Very soon she set up a persistent demand for high duties on imports to assist in building up her increasing manufactures. The moderate protective tariffs of the twenties, the tariff of Henry Clay, did not satisfy her. Her cry up to the final passage of the trust-breeding Dingley tariff bill of our day has been that of the horse leech, “Give! give!” The Southern States were agricultural and the prevailing doctrine as to tariff duties was a “tariff for revenue only.” The old Southern Whigs, like Clay, only favored a moderate protective tariff as a compromise sop to New England in behalf of her infant industries. But New England was not satisfied with the tariff of the twenties. A little taste of incidental protection had only increased her greed. In the thirties she demanded more. The tariff of 1832 was enacted and proved such a heavy tax on the consumers for the benefit of the manufacturers that South Carolina took the bold stand of nullification against it. By the combined efforts of Clay and Calhoun a compromise was effected and the tariff modified and the country saved. In 1846 the moderate Walker tariff, the “free-trade tariff,” was adopted and under it the people of all classes and all sections enjoyed more general prosperity up to 1861 than the country has ever before or since seen.
But New England “frenzied finance” was at work. The taste for public pap had grown by what it fed on. The “almighty dollar” idea in politics was sweeping the North. The auri sacra fames had formed a league with a fanatical sectional party. The seed sowing was over; the harvest of financial politics had come. New England must have a higher tariff and votes from agricultural States meant more anti-tariff votes and the tariff advocates decreed that there should be no slave States carved out of the Territories.
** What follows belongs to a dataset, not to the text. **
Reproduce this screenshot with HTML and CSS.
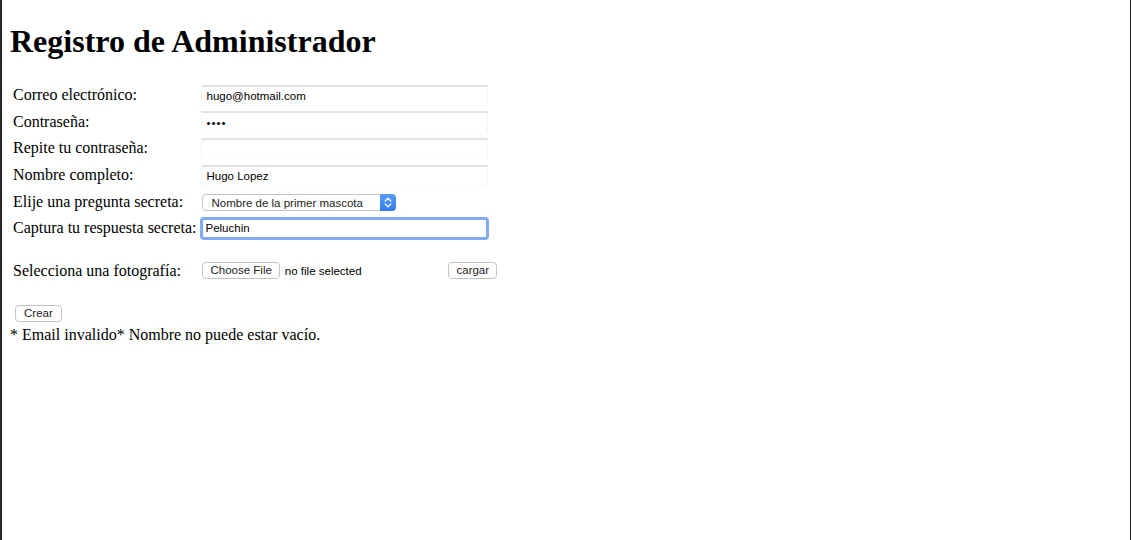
FILE: index.html
```html
<!DOCTYPE html>
<html lang="es">
<head>
<meta charset="utf-8">
<title>Registro de Administrador</title>
<link rel="stylesheet" href="styles.css">
</head>
<body>
<h1>Registro de Administrador</h1>
<form class="form">
<table class="grid">
  <tr class="row">
    <td class="label">Correo electrónico:</td>
    <td class="field"><input class="text" type="text" value="hugo@hotmail.com"></td>
  </tr>
  <tr class="row">
    <td class="label">Contraseña:</td>
    <td class="field"><input class="text pass" type="password" value="hugo"></td>
  </tr>
  <tr class="row">
    <td class="label">Repite tu contraseña:</td>
    <td class="field"><input class="text" type="password" value=""></td>
  </tr>
  <tr class="row">
    <td class="label">Nombre completo:</td>
    <td class="field"><input class="text" type="text" value="Hugo Lopez"></td>
  </tr>
  <tr class="row">
    <td class="label">Elije una pregunta secreta:</td>
    <td class="field">
      <span class="select-wrap">
        <select class="select">
          <option>Nombre de la primer mascota</option>
        </select>
        <span class="select-arrow">
          <svg width="8" height="11" viewBox="0 0 8 11"><path d="M1.2 4 L4 1.3 L6.8 4 M1.2 7 L4 9.7 L6.8 7" fill="none" stroke="#fff" stroke-width="1.3" stroke-linecap="round" stroke-linejoin="round"/></svg>
        </span>
      </span>
    </td>
  </tr>
  <tr class="row">
    <td class="label">Captura tu respuesta secreta:</td>
    <td class="field"><input class="text focused" type="text" value="Peluchin"></td>
  </tr>
  <tr class="spacer"><td></td><td></td></tr>
  <tr class="row">
    <td class="label">Selecciona una fotografía:</td>
    <td class="field file-cell">
      <span class="file">
        <button type="button" class="btn">Choose File</button>
        <span class="file-name">no file selected</span>
      </span>
      <button type="button" class="btn">cargar</button>
    </td>
  </tr>
  <tr class="spacer small"><td></td><td></td></tr>
  <tr class="row-btn">
    <td><button type="button" class="btn create">Crear</button></td>
    <td></td>
  </tr>
</table>
</form>
<div class="errors">* Email invalido* Nombre no puede estar vacío.</div>
</body>
</html>
```

FILE: styles.css
```css
html {
  height: 100%;
  box-sizing: border-box;
  border-left: 2px solid #262626;
  border-right: 1px solid #262626;
  background: #fff;
}
body {
  margin: 8px;
  font-family: "Liberation Serif", "Times New Roman", serif;
  font-size: 16px;
  color: #000;
}
h1 {
  font-size: 32px;
  font-weight: bold;
  margin: 14.5px 0 21.44px;
}
.form {
  margin: 0;
}
.grid {
  border-spacing: 2px;
}
.grid td {
  padding: 1px;
  vertical-align: middle;
}
.row td {
  height: 22.6px;
}
.label {
  white-space: nowrap;
  padding-top: 2px;
}
.text {
  box-sizing: border-box;
  width: 287px;
  height: 21px;
  margin: 0 0 0 1px;
  padding: 1px 4px 0;
  border: 1px solid #f3f3f3;
  border-top: 2px solid #e2e2e2;
  border-bottom-color: #fafafa;
  background: #fff;
  font-family: "Liberation Sans", Arial, sans-serif;
  font-size: 11.5px;
  color: #000;
  display: block;
}
.pass {
  letter-spacing: 1px;
}
.text.focused {
  width: 289px;
  height: 23px;
  margin-left: 0;
  border: 3px solid #80abf5;
  border-radius: 4px;
  padding: 0 2px;
  outline: none;
}
.select-wrap {
  position: relative;
  display: inline-block;
  margin-left: 2px;
  vertical-align: middle;
}
.select {
  -webkit-appearance: none;
  appearance: none;
  box-sizing: border-box;
  width: 194px;
  height: 17px;
  margin: 0;
  padding: 0 20px 0 8px;
  border: 1px solid #c6c6c6;
  border-radius: 4px;
  background: #fff;
  font-family: "Liberation Sans", Arial, sans-serif;
  font-size: 11.5px;
  color: #222;
  display: block;
}
.select-arrow {
  position: absolute;
  right: 0;
  top: 0;
  width: 16px;
  height: 17px;
  border-radius: 0 4px 4px 0;
  background: linear-gradient(#5a9cf8, #2f7bf0);
  display: flex;
  align-items: center;
  justify-content: center;
}
.spacer td {
  height: 13.4px;
  padding: 0;
}
.spacer.small td {
  height: 15px;
}
.file-cell {
  display: flex;
  align-items: center;
  gap: 4px;
  white-space: nowrap;
}
.file {
  display: inline-flex;
  align-items: center;
  width: 242px;
  margin-left: 2px;
}
.file-name {
  font-family: "Liberation Sans", Arial, sans-serif;
  font-size: 11.5px;
  color: #000;
  margin-left: 5px;
}
.btn {
  box-sizing: border-box;
  height: 17px;
  margin: 0;
  padding: 0 7px;
  border: 1px solid #c4c4c4;
  border-radius: 4px;
  background: #fff;
  font-family: "Liberation Sans", Arial, sans-serif;
  font-size: 11.5px;
  color: #222;
  line-height: 15px;
}
.create {
  margin-left: 2px;
  padding: 0 8px;
}
.row-btn td {
  height: 20px;
  vertical-align: top;
}
.errors {
  margin-top: 0;
}
```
To secure this the Southern people with their property must be excluded from the occupancy of the Territorial soil. Frenzied finance triumphed, and in the election of Mr. Lincoln the North declared the national territory forbidden ground to the South. Free soil exclusion from their property was openly flaunted in the face of the slave States.
What could the Southern States do under such an insulting ultimatum from the triumphant North? What did they do? Why, they simply fell back on their original right of State sovereignty and, as the North had already broken the Union, peaceably seceded from it.
Then why not, as Greeley and Phillips and thousands of Northern patriots urged, why not let these States go? Frenzied Finance replied in the words of Mr. Lincoln, “If we let the South go, where will we get our revenues?” There it is. They were needed to furnish their cotton and their trade to support the North. It was the frenzied Pharoah of finance that refused to let tribute-paying, brick-making Israel go. Hence the war of subjugation.